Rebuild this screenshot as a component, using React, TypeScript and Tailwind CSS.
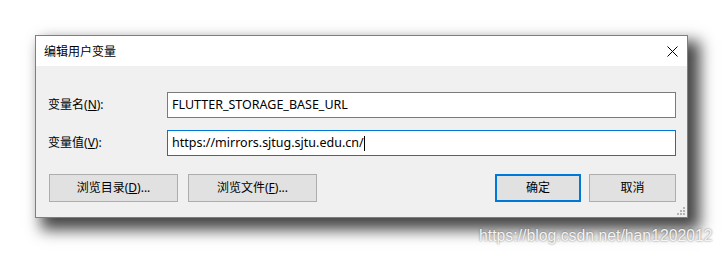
const ui = "font-['Segoe_UI','Noto_Sans','Noto_Sans_CJK_SC',sans-serif]"

const Field = ({ label, mnemonic, value, focused }: { label: string; mnemonic: string; value: string; focused?: boolean }) => (
  <div className="flex items-center h-[26px]">
    <div className="w-[131px] pl-[12px] text-[12px] text-black">
      {label}(<span className="underline">{mnemonic}</span>):
    </div>
    <div
      className={
        "flex-1 h-[26px] bg-white flex items-center pl-[4px] text-[12.5px] text-black " +
        (focused ? "border border-[#0078d7]" : "border border-[#7a7a7a]")
      }
    >
      <span>{value}</span>
      {focused && <span className="w-px h-[15px] bg-black" />}
    </div>
  </div>
)

const Btn = ({ children, w, primary }: { children: React.ReactNode; w: string; primary?: boolean }) => (
  <button
    className={
      "h-[28px] bg-[#e1e1e1] text-[12px] text-black flex items-center justify-center " +
      w +
      (primary ? " border-2 border-[#0078d7]" : " border border-[#adadad]")
    }
  >
    {children}
  </button>
)

export default function App() {
  return (
    <div className={"relative w-[723px] h-[253px] bg-white overflow-hidden " + ui}>
      <div className="pt-[35px] pl-[35px]">
        <div className="w-[653px] h-[183px] border border-[#7f7f7f] bg-[#f0f0f0] flex flex-col shadow-[9px_9px_14px_3px_rgba(0,0,0,0.72)] relative">
          {/* title bar */}
          <div className="h-[30px] bg-white flex items-center justify-between pl-[8px] pr-[9px]">
            <span className="text-[12px] text-black font-['Noto_Sans_CJK_SC',sans-serif]">编辑用户变量</span>
            <svg width="11" height="11" viewBox="0 0 11 11">
              <path d="M0.5 0.5 L10.5 10.5 M10.5 0.5 L0.5 10.5" stroke="#000" strokeWidth="1" />
            </svg>
          </div>

          {/* body */}
          <div className="flex flex-col pt-[26px] pr-[11px]">
            <div className="flex flex-col gap-[12px]">
              <Field label="变量名" mnemonic="N" value="FLUTTER_STORAGE_BASE_URL" />
              <Field label="变量值" mnemonic="V" value="https://mirrors.sjtug.sjtu.edu.cn/" focused />
            </div>

            <div className="flex items-center mt-[18px] pl-[13px]">
              <div className="flex gap-[10px]">
                <Btn w="w-[129px]">
                  浏览目录(<span className="underline">D</span>)...
                </Btn>
                <Btn w="w-[129px]">
                  浏览文件(<span className="underline">F</span>)...
                </Btn>
              </div>
              <div className="ml-auto flex gap-[8px]">
                <Btn w="w-[86px]" primary>
                  确定
                </Btn>
                <Btn w="w-[87px]">取消</Btn>
              </div>
            </div>
          </div>

          {/* resize grip */}
          <svg className="absolute right-[1px] bottom-[1px]" width="10" height="10" viewBox="0 0 10 10">
            <g fill="#b4b4b4">
              <rect x="7" y="1" width="2" height="2" />
              <rect x="4" y="4" width="2" height="2" />
              <rect x="7" y="4" width="2" height="2" />
              <rect x="1" y="7" width="2" height="2" />
              <rect x="4" y="7" width="2" height="2" />
              <rect x="7" y="7" width="2" height="2" />
            </g>
          </svg>
        </div>
      </div>

      {/* watermark */}
      <div className="absolute left-[479px] top-[224px] text-[15.8px] text-[#f4f4f4] font-['Liberation_Sans',sans-serif] [text-shadow:0_0_2px_rgba(0,0,0,0.55)]">
        https://blog.csdn.net/han1202012
      </div>
    </div>
  )
}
------------
- Set task -
Return each line of the data, keeping its wording exact and omitting pictures.

- Result below -
Rebuild this screenshot as a component, using React, TypeScript and Tailwind CSS.
const ui = "font-['Segoe_UI','Noto_Sans','Noto_Sans_CJK_SC',sans-serif]"

const Field = ({ label, mnemonic, value, focused }: { label: string; mnemonic: string; value: string; focused?: boolean }) => (
  <div className="flex items-center h-[26px]">
    <div className="w-[131px] pl-[12px] text-[12px] text-black">
      {label}(<span className="underline">{mnemonic}</span>):
    </div>
    <div
      className={
        "flex-1 h-[26px] bg-white flex items-center pl-[4px] text-[12.5px] text-black " +
        (focused ? "border border-[#0078d7]" : "border border-[#7a7a7a]")
      }
    >
      <span>{value}</span>
      {focused && <span className="w-px h-[15px] bg-black" />}
    </div>
  </div>
)

const Btn = ({ children, w, primary }: { children: React.ReactNode; w: string; primary?: boolean }) => (
  <button
    className={
      "h-[28px] bg-[#e1e1e1] text-[12px] text-black flex items-center justify-center " +
      w +
      (primary ? " border-2 border-[#0078d7]" : " border border-[#adadad]")
    }
  >
    {children}
  </button>
)

export default function App() {
  return (
    <div className={"relative w-[723px] h-[253px] bg-white overflow-hidden " + ui}>
      <div className="pt-[35px] pl-[35px]">
        <div className="w-[653px] h-[183px] border border-[#7f7f7f] bg-[#f0f0f0] flex flex-col shadow-[9px_9px_14px_3px_rgba(0,0,0,0.72)] relative">
          {/* title bar */}
          <div className="h-[30px] bg-white flex items-center justify-between pl-[8px] pr-[9px]">
            <span className="text-[12px] text-black font-['Noto_Sans_CJK_SC',sans-serif]">编辑用户变量</span>
            <svg width="11" height="11" viewBox="0 0 11 11">
              <path d="M0.5 0.5 L10.5 10.5 M10.5 0.5 L0.5 10.5" stroke="#000" strokeWidth="1" />
            </svg>
          </div>

          {/* body */}
          <div className="flex flex-col pt-[26px] pr-[11px]">
            <div className="flex flex-col gap-[12px]">
              <Field label="变量名" mnemonic="N" value="FLUTTER_STORAGE_BASE_URL" />
              <Field label="变量值" mnemonic="V" value="https://mirrors.sjtug.sjtu.edu.cn/" focused />
            </div>

            <div className="flex items-center mt-[18px] pl-[13px]">
              <div className="flex gap-[10px]">
                <Btn w="w-[129px]">
                  浏览目录(<span className="underline">D</span>)...
                </Btn>
                <Btn w="w-[129px]">
                  浏览文件(<span className="underline">F</span>)...
                </Btn>
              </div>
              <div className="ml-auto flex gap-[8px]">
                <Btn w="w-[86px]" primary>
                  确定
                </Btn>
                <Btn w="w-[87px]">取消</Btn>
              </div>
            </div>
          </div>

          {/* resize grip */}
          <svg className="absolute right-[1px] bottom-[1px]" width="10" height="10" viewBox="0 0 10 10">
            <g fill="#b4b4b4">
              <rect x="7" y="1" width="2" height="2" />
              <rect x="4" y="4" width="2" height="2" />
              <rect x="7" y="4" width="2" height="2" />
              <rect x="1" y="7" width="2" height="2" />
              <rect x="4" y="7" width="2" height="2" />
              <rect x="7" y="7" width="2" height="2" />
            </g>
          </svg>
        </div>
      </div>

      {/* watermark */}
      <div className="absolute left-[479px] top-[224px] text-[15.8px] text-[#f4f4f4] font-['Liberation_Sans',sans-serif] [text-shadow:0_0_2px_rgba(0,0,0,0.55)]">
        https://blog.csdn.net/han1202012
      </div>
    </div>
  )
}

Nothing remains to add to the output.